Correlation with Test Accuracy: These stability measures track test performance qualitatively. As models get wider, they become more stable and generalize better.
Comparison to Norms: Traditional norm-based complexity measures (e.g., weight norms) did not correlate well with test performance or stability, often showing different scaling behaviors.
Discontinuous Activations: Experiments with Heaviside activation functions (discontinuous score functions) showed the same scaling trends, confirming that the Lipschitz assumption in the theory is a technical tool rather than a fundamental barrier to the phenomenon.
Saturation: Stability eventually plateaus, aligning with the theoretical intuition that one cannot exceed the stability of the Bayes optimal classifier.

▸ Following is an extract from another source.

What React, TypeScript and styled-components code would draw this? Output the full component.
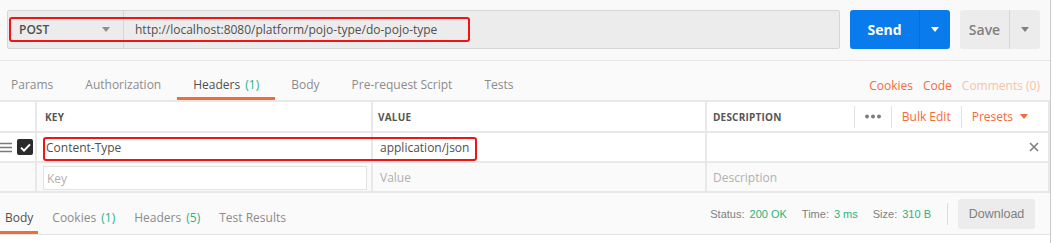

5. Significance and Implications

Reframing Overparameterization: The paper challenges the view that overparameterization is merely a byproduct of modern training or a risk for overfitting. Instead, it posits that overparameterization is a necessary condition for robustness in classification. Without sufficient parameters ( $p \approx nd$ ), a model cannot simultaneously fit the data and maintain a stable decision boundary.
Beyond Smoothness: By moving away from Lipschitz constants of score functions to geometric margins (stability), the theory provides a more accurate lens for analyzing modern deep learning, including Transformers and quantized networks, which are often non-Lipschitz or discontinuous.
Practical Guidance: The results suggest that increasing model capacity is not just about fitting data but is structurally required to achieve the "flat minima" or large margins necessary for generalization in high-dimensional spaces.
Theoretical Unification: It unifies the "Law of Robustness" (previously for regression) with classification, providing a rigorous mathematical explanation for why large models generalize well despite interpolating noisy data.

In summary, the paper argues that stability is the true driver of generalization in modern networks, and achieving this stability fundamentally requires substantial overparameterization proportional to the data dimension.